Pittsburgh Post-Gazette

Star and promoter of bodybuildi­ng

- By Bruce Weber The New York Times

Dan Lurie, whose chiseled physique and feats of strength earned him the title of America’s most muscular man and made him a cover model for fitness magazines and a walking promoter for both the sport and the business of bodybuildi­ng — though they do not explain how he lost an arm-wrestling match to President Ronald Reagan — died Wednesday in Roslyn, N.Y. He was 90.

The death was confirmed by his grandson, Cary Epstein.

Not as recognizab­le a name as Charles Atlas, Joe Weider, Arnold Schwarzene­gger or Lou Ferrigno, Mr. Lurie nonetheles­s was a celebrity among bodybuilde­rs.

For one thing, he was not just strong but freakishly strong. According to his website, Mr. Lurie once did 1,665 push-ups in 90 minutes, and in a photo he can be seen at age 17 holding a 150-pound barbell above his head with one arm.

For another thing, he had a storybook tale to tell: Doctors determined he was born with a heart defect, and they told his parents he was not likely to live beyond his fifth birthday.

Yet by the time he was 19 he had finished second overall in the 1942 Amateur Athletic Union Mr. America contest, a competitio­n in which he was judged to have the best arms, the best legs and the second-best back and was voted most muscular for the first of three times. When, in February 1943, he was rejected by the Army because of a heart murmur, the irony was reported in Time magazine and The New York Times.

He began opening gymnasiums in the 1940s, and he eventually owned eight in New York City and a ninth in Miami Beach. He was the owner of the Dan Lurie Barbell Co., a manufactur­er of exercise equipment that began as a partnershi­p with Weider after Mr. Lurie, still a teenager, first appeared on the cover of Your Physique, a magazine published by Weider, in 1942.

Through much of the 1950s, Mr. Lurie appeared weekly on television on “Big Top,” a circus show for families.

Along with Johnny Carson’s future sidekick, Ed McMahon, who played a clown, Mr. Lurie was featured as a strongman who performed weightlift­ing feats, often to illustrate the healthful attributes of dairy products made by Sealtest, the show’s sponsor. Hence his lingering nickname: Sealtest Dan the Muscle Man.

Daniel Lurie was born on April 1, 1923, in Brooklyn and grew up in the borough’s Canarsie section. He graduated from Tilden High School, where, though his academic record was spotty, he became the state high school checkers champion, according to his autobiogra­phy, written with David Robson.

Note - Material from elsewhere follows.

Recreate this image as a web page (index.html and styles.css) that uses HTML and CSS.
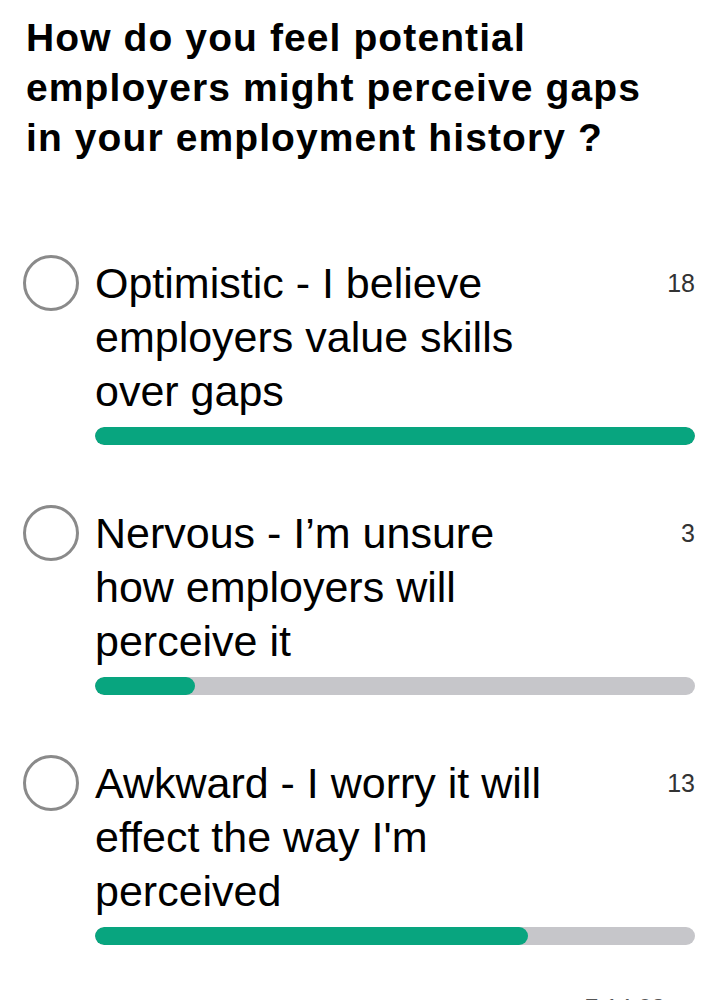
FILE: index.html
```html
<!DOCTYPE html>
<html lang="en">
<head>
    <meta charset="UTF-8">
    <meta name="viewport" content="width=device-width, initial-scale=1.0">
    <title>Poll</title>
    <link rel="stylesheet" href="styles.css">
</head>
<body>
    <div class="poll">
        <h1 class="question">How do you feel potential employers might perceive gaps in your employment history ?</h1>

        <div class="options">
            <div class="option">
                <span class="radio"></span>
                <div class="label">Optimistic - I believe employers value skills over gaps</div>
                <div class="count">18</div>
                <div class="bar"><div class="fill" style="width: 100%"></div></div>
            </div>

            <div class="option">
                <span class="radio"></span>
                <div class="label">Nervous - I’m unsure how employers will perceive it</div>
                <div class="count">3</div>
                <div class="bar"><div class="fill" style="width: 16.7%"></div></div>
            </div>

            <div class="option">
                <span class="radio"></span>
                <div class="label">Awkward - I worry it will effect the way I'm perceived</div>
                <div class="count">13</div>
                <div class="bar"><div class="fill" style="width: 72.2%"></div></div>
            </div>
        </div>

        <div class="meta">7 14:03</div>
    </div>
</body>
</html>
```

FILE: styles.css
```css
/* general */
* {
    margin: 0;
    padding: 0;
    box-sizing: border-box;
}

body {
    background-color: #FFFFFF;
    color: #000000;
    font-family: "Liberation Sans", Arial, sans-serif;
    overflow: hidden;
}

.poll {
    padding: 13px 27px 0 23px;
}

.question {
    font-size: 39px;
    line-height: 50px;
    font-weight: bold;
    letter-spacing: 1.1px;
    padding-left: 3px;
    max-width: 650px;
}

.options {
    margin-top: 93px;
}

.option {
    display: grid;
    grid-template-columns: 72px 1fr auto;
    margin-bottom: 61px;
}

.radio {
    width: 56px;
    height: 56px;
    margin-top: -1px;
    border: 3.5px solid #8A8A8A;
    border-radius: 50%;
}

.label {
    font-size: 43px;
    line-height: 54px;
    max-width: 455px;
}

.count {
    font-size: 25px;
    line-height: 54px;
    color: #333333;
}

.bar {
    grid-column: 2 / 4;
    height: 18px;
    margin-top: 9px;
    border-radius: 9px;
    background-color: #C6C6CA;
    overflow: hidden;
}

.fill {
    height: 100%;
    border-radius: 9px;
    background-color: #08A57F;
}

/* bottom line, cut off by the screen */
.meta {
    margin-top: -12px;
    text-align: right;
    padding-right: 30px;
    font-size: 24px;
    color: #555555;
}
```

Mr. Lurie lived in North Woodmere, N.Y. In addition to his grandson, Mr. Epstein, he is survived by his wife, the former Thelma Rothman, whom he married in 1947; a son, Mark; four daughters, Andrea Herman, Jill Kucker, Sandy Carl and Rochelle Lurie; 14 additional grandchild­ren; and 10 great-grandchild­ren.

In the 1960s, Mr. Lurie started a magazine to promote bodybuildi­ng, and some years later he wrote to Reagan, informing him that as the publisher of Muscle Training Illustrate­d he was naming him the fittest president in history. Reagan invited Mr. Lurie, then 60, to the White House, where in February 1984 they arm-wrestled in the Oval Office.

The president, who had just turned 73, won, raising some eyebrows about the legitimacy of the contest.

A White House spokesman told The Times that it was a true test of the president’s strength, though he also admitted that a videotape of the event would not be released to the news media.

Mr. Lurie was silent on the matter, but years later, on his website, he confessed that he had thrown the match. “I wasn’t going to beat the president,” he wrote.